Tuesday, June 17, 2014

Solo

What I try to do with reviews at this Bookshelf blog is keep it simple and spoiler-free, and let you know whether I'd recommend you pick up a copy of what I just read. Seems to work okay. This time, a brief review of Solo (Jonathan Cape, 2013).


I have to say that I don't quite understand the Ian Fleming estate's strategy with James Bond novels. Over the last six years, there have been three new ones, written by three authors, which are set in entirely different times and don't have anything to do with each other. It's almost like the way Toho keeps making Godzilla movies which pretend the only other Godzilla movie that ever happened was the very first one, or the way the Rolling Stones play three new songs and all the old, old hits, but studiously avoid playing any songs that were written after 1982.

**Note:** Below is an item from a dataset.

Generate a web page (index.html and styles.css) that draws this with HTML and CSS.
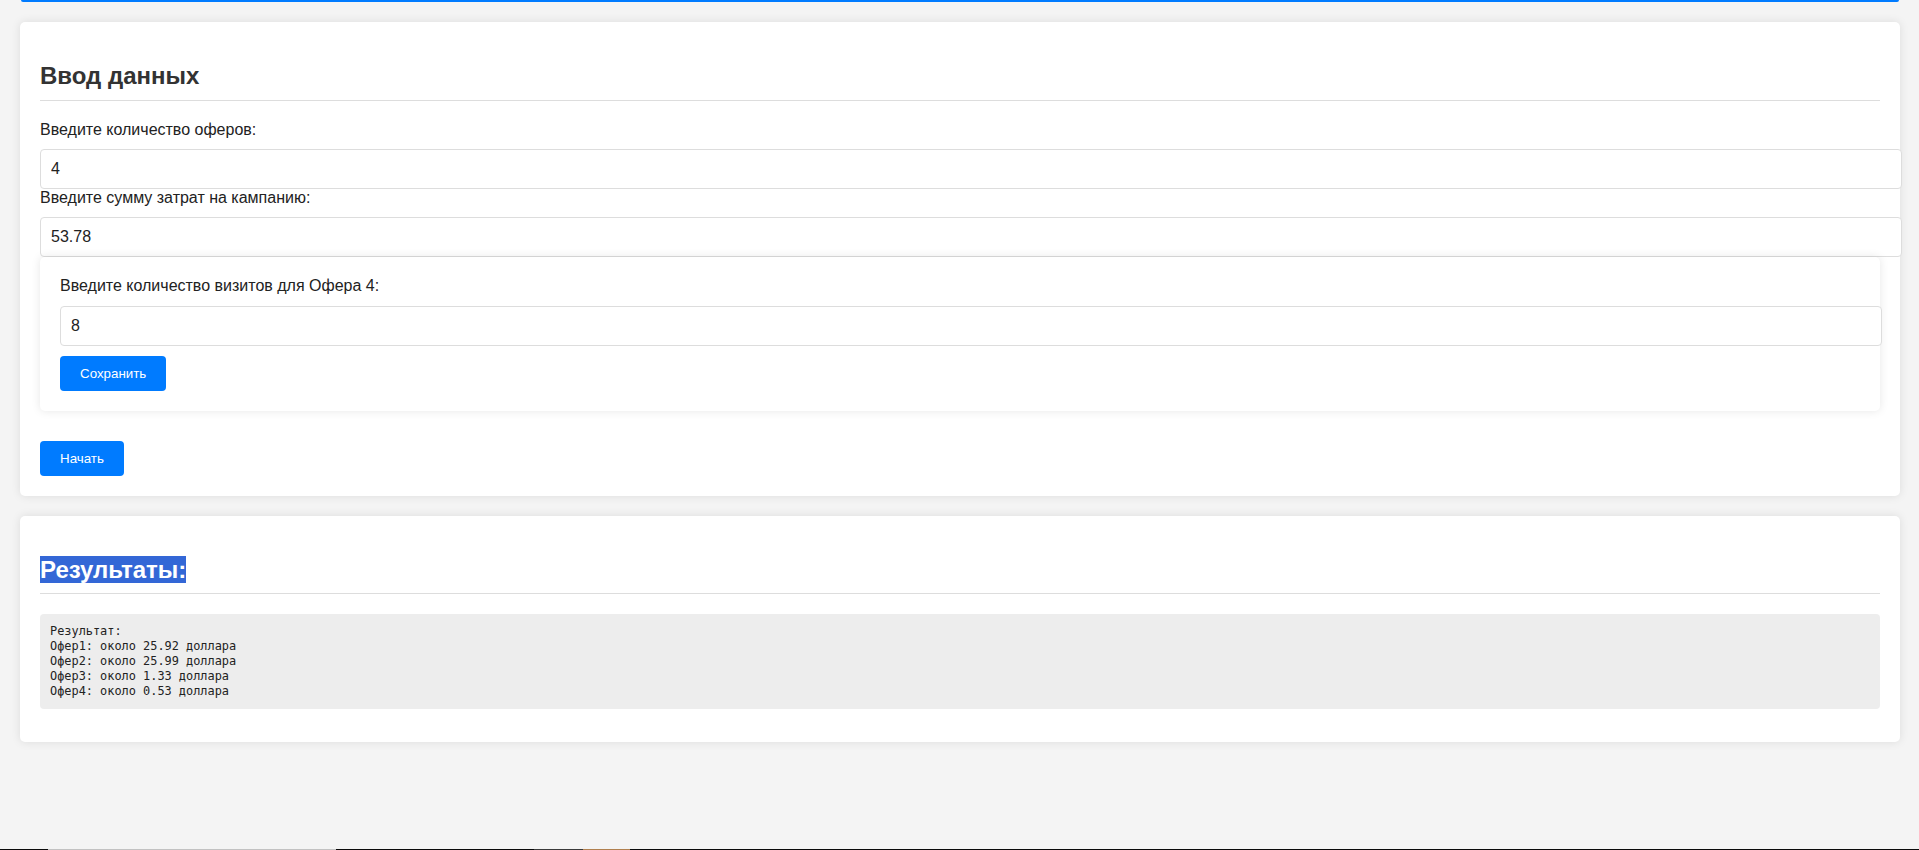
FILE: index.html
```html
<!DOCTYPE html>
<html lang="ru">
<head>
<meta charset="utf-8">
<title>Ввод данных</title>
<link rel="stylesheet" href="styles.css">
</head>
<body>
<div class="topbar"></div>
<section class="card">
  <h2 class="card-title">Ввод данных</h2>
  <label class="field-label" for="offers">Введите количество оферов:</label>
  <input class="field-input" id="offers" type="text" value="4">
  <label class="field-label" for="cost">Введите сумму затрат на кампанию:</label>
  <input class="field-input" id="cost" type="text" value="53.78">
  <div class="offer-box">
    <label class="field-label" for="visits">Введите количество визитов для Офера 4:</label>
    <input class="field-input" id="visits" type="text" value="8">
    <button class="btn btn-save" type="button">Сохранить</button>
  </div>
  <button class="btn btn-start" type="button">Начать</button>
</section>
<section class="card">
  <h2 class="card-title"><span class="selected">Результаты:</span></h2>
  <pre class="result">Результат:
Офер1: около 25.92 доллара
Офер2: около 25.99 доллара
Офер3: около 1.33 доллара
Офер4: около 0.53 доллара</pre>
</section>
<div class="taskbar">
  <span class="tb-seg tb-black1"></span>
  <span class="tb-seg tb-gray"></span>
  <span class="tb-seg tb-black2"></span>
  <span class="tb-seg tb-dark"></span>
  <span class="tb-seg tb-orange"></span>
</div>
</body>
</html>
```
FILE: styles.css
```css
html, body {
  margin: 0;
  padding: 0;
}
body {
  background: #f4f4f4;
  font-family: "Liberation Sans", Arial, sans-serif;
  color: #333;
  padding: 0 19px 0 20px;
  height: 850px;
  box-sizing: border-box;
  overflow: hidden;
}
.topbar {
  height: 2px;
  margin: 0 1px;
  background: #007bff;
  border-radius: 0 0 3px 3px;
}
.card {
  background: #fff;
  border-radius: 5px;
  box-shadow: 0 0 10px rgba(0, 0, 0, 0.1);
  padding: 20px;
  margin-top: 20px;
}
.card-title {
  font-size: 24px;
  font-weight: bold;
  color: #333;
  margin: 20px 0 20px;
  padding-bottom: 10px;
  border-bottom: 1px solid #ddd;
  line-height: 27.6px;
}
.selected {
  background: #3367d6;
  color: #fff;
}
.field-label {
  display: block;
  font-size: 16px;
  line-height: 18.4px;
  margin-bottom: 10px;
  color: #222;
}
.field-input {
  display: block;
  width: 100%;
  padding: 10px;
  border: 1px solid #ddd;
  border-radius: 4px;
  font-family: "Liberation Sans", Arial, sans-serif;
  font-size: 16px;
  line-height: 18px;
  color: #222;
  margin: 0;
  background: #fff;
  outline: none;
}
.offer-box {
  background: #fff;
  border-radius: 5px;
  box-shadow: 0 0 10px rgba(0, 0, 0, 0.1);
  padding: 20px;
  margin-bottom: 0;
}
.btn {
  display: block;
  background: #007bff;
  color: #fff;
  border: none;
  border-radius: 4px;
  font-family: "Liberation Sans", Arial, sans-serif;
  font-size: 13.33px;
  line-height: 15px;
  padding: 10px 20px;
  cursor: pointer;
}
.btn-save {
  margin-top: 10px;
}
.btn-start {
  margin-top: 30px;
}
.result {
  background: #ededed;
  border-radius: 4px;
  padding: 10px;
  margin: 13px 0;
  font-family: "DejaVu Sans Mono", "Liberation Mono", monospace;
  font-size: 11.9px;
  line-height: 15px;
  color: #222;
}
.taskbar {
  position: fixed;
  left: 0;
  right: 0;
  bottom: 0;
  height: 1px;
  background: #0a0a0a;
  display: flex;
}
.tb-seg {
  height: 1px;
  display: block;
}
.tb-black1 { width: 48px; background: #0a0a0a; }
.tb-gray { width: 288px; background: #c2c2c2; }
.tb-black2 { width: 198px; background: #0a0a0a; }
.tb-dark { width: 49px; background: #3a3a3a; }
.tb-orange { width: 47px; background: #b0804f; }
```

This time out, William Boyd was selected to write a Bond book, and Solo is set in 1969. Bond, now 45, is sent to the west African nation of Zanzarim, where a rebel leader, Solomon Adeka, is carrying out a brutal civil war. Adeka is getting assistance from a billionaire who's running guns into the country and from a handful of mercenaries. Strangely, the arms and military supplies are coming in on airplanes bearing the logo of the charity that's supposed to helping the displaced children of the region.

Bond doesn't have to assassinate Adeka; he is in the final stages of terminal cancer when he finally makes it behind the lines under cover as a journalist and dies soon after he arrives, letting the civil war crumble. But he's betrayed all the same and, recuperating in Scotland, he concludes that he's going to have to follow the money back to America to find out who has hijacked the charity and track down that "philanthropist" without MI6 support...

It's a really fun book. I think that Boyd captured James Bond very well, and placed him in a believable world with a very unusual and interesting mission. He brought out Bond's brutality better than some writers wish to acknowledge, with one stunning example near the climax really surprising me. I was very satisfied with it, but I'm also left very curious about what would be happening next to the modern day Bond seen in 2011's Carte Blanche by Jeffrey Deaver. Why are we skipping around? What next, Fleming Estate? A Bond-at-Studio-54 novel by another new author for the 2015 title? Recommended.